There is often a misunderstanding as to why light weapons fighters need
to calibrate before each match. The purpose is not to show your
opponent what you consider a "killing" blow. A killing blow is
officially defined as a 2" bend in a standard #5 foil blade. This has
been documented by far more competent souls than I as the force required
to penetrate the human body. The real purpose is for each fighter to
feel their opponent's weapon when it has a 2" bend delivered at speed.
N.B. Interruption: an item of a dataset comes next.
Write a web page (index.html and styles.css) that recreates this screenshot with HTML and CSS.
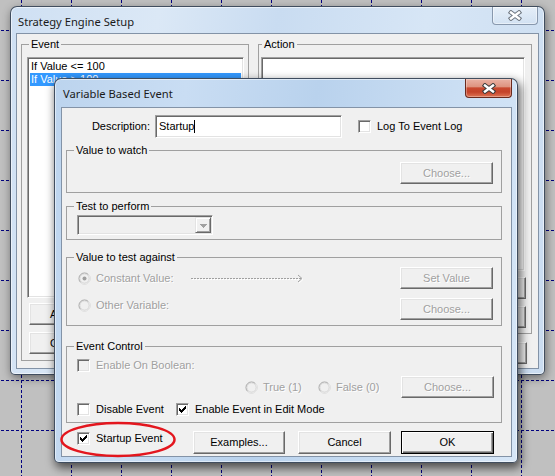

Foil blades vary in strength depending on the manufacturer and the age of the blade. Calibrating gives you the feel of your opponent's blade. If your opponent's blade is weak, you now know to call the blows lighter. On the other hand, because of the amount of armor we wear, if you know you have a weak blade, consider retiring it. Yes, you can deliver a killing blow with a blade that has all the spring of a wet noodle, but don't get too upset if people don't call your shots because they can't feel them. HOWEVER, this is no excuse to ignore a shot because it felt light when you know your opponent has a weak blade.
I have also heard, "You'll have to hit harder, my armor is thick there." I quote from the Rapier Combat Rules: "Any protection or article of clothing that prevents a fighter from properly calling a blow will not be allowed." If you are wearing so many layers of cloth or leather you cannot feel a blow, Then give serious thought to upgrading your armor to a better material and fewer layers. In swashing, rhino hides are far more visible than in heavy weapons. Everyone can see that blade bend.
When you calibrate, a short thrust to the chest, arm, and mask are usually sufficient. A draw cut to the neck or the underside of the arm (where the brachial artery is) is good practice. The thrusts should be quick, delivered at speed, and give a 2" bend. When your opponent strikes you, concentrate on how it feels, and remember how strong their blade is. Proper calling of blows is always difficult, they will make or ruin a reputation quicker than anything else, so this is why we calibrate.